→ **What you need to do**
Gather up the lines that contain "React".

# Data start

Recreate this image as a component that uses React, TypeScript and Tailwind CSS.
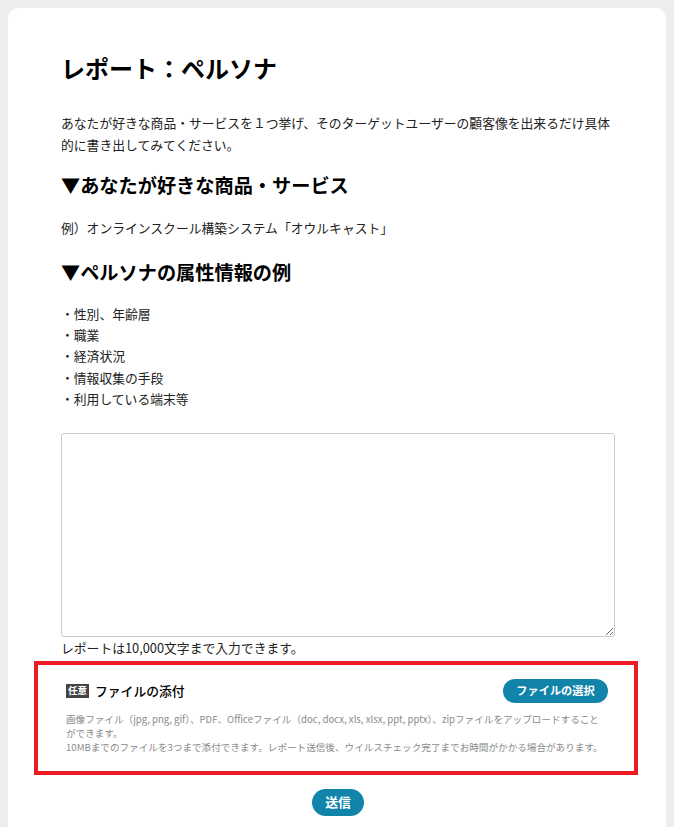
import React from "react";

export default function App() {
  const font = { fontFamily: '"Noto Sans CJK JP", "Noto Sans", sans-serif' };
  const items = ["性別、年齢層", "職業", "経済状況", "情報収集の手段", "利用している端末等"];
  return (
    <div className="min-h-[827px] bg-[#eeeeee] pt-2" style={font}>
      <div className="mx-2 rounded-[10px] bg-white pl-[53px] pr-[51px] pt-[42px] pb-10 text-[#222]">
        <h1 className="text-[24px] font-bold leading-[36px] text-black">レポート：ペルソナ</h1>
        <p className="mt-[26px] text-[12.8px] leading-[22px]">
          あなたが好きな商品・サービスを１つ挙げ、そのターゲットユーザーの顧客像を出来るだけ具体的に書き出してみてください。
        </p>
        <h2 className="mt-[14px] text-[19.2px] font-bold leading-[30px] text-black">▼あなたが好きな商品・サービス</h2>
        <p className="mt-[17px] text-[12.8px] leading-[22px]">例）オンラインスクール構築システム「オウルキャスト」</p>
        <h2 className="mt-[18px] text-[19.2px] font-bold leading-[30px] text-black">▼ペルソナの属性情報の例</h2>
        <ul className="mt-[16px] text-[12.8px] leading-[21.2px]">
          {items.map((t) => (
            <li key={t}>・{t}</li>
          ))}
        </ul>
        <textarea className="mt-[24px] block h-[204px] w-full rounded-[3px] border border-[#cccccc] bg-white outline-none" />
        <p className="mt-0 text-[12.8px] leading-[22px]">レポートは10,000文字まで入力できます。</p>
        <div className="mt-[2px] -ml-[27px] -mr-[23px] border-4 border-[#ed1c24] pt-[14px] pb-[17px] pl-[28px] pr-[26px]">
          <div className="flex h-[24px] items-center justify-between">
            <div className="flex items-center">
              <span className="flex h-[14px] w-[23px] items-center justify-center bg-[#444444] text-[9.6px] font-bold leading-none text-white">
                任意
              </span>
              <span className="ml-[6px] text-[12.8px] font-medium leading-[18px] text-black">ファイルの添付</span>
            </div>
            <button className="flex h-[24px] w-[105px] items-center justify-center rounded-full bg-[#1284a9] text-[11.2px] font-bold leading-none text-white">
              ファイルの選択
            </button>
          </div>
          <div className="mt-[9px] text-[9.6px] leading-[14px] text-[#8a8a8a]">
            <p className="pr-[6px]">
              画像ファイル（jpg, png, gif）、PDF、Officeファイル（doc, docx, xls, xlsx, ppt, pptx）、zipファイルをアップロードすることができます。
            </p>
            <p>10MBまでのファイルを3つまで添付できます。レポート送信後、ウイルスチェック完了までお時間がかかる場合があります。</p>
          </div>
        </div>
        <div className="mt-[14px] flex justify-center">
          <button className="flex h-[27px] w-[52px] items-center justify-center rounded-full bg-[#1284a9] text-[12.8px] font-bold leading-none text-white">
            送信
          </button>
        </div>
      </div>
    </div>
  );
}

# Data end

→ **Problem solution**
Recreate this image as a component that uses React, TypeScript and Tailwind CSS.
import React from "react";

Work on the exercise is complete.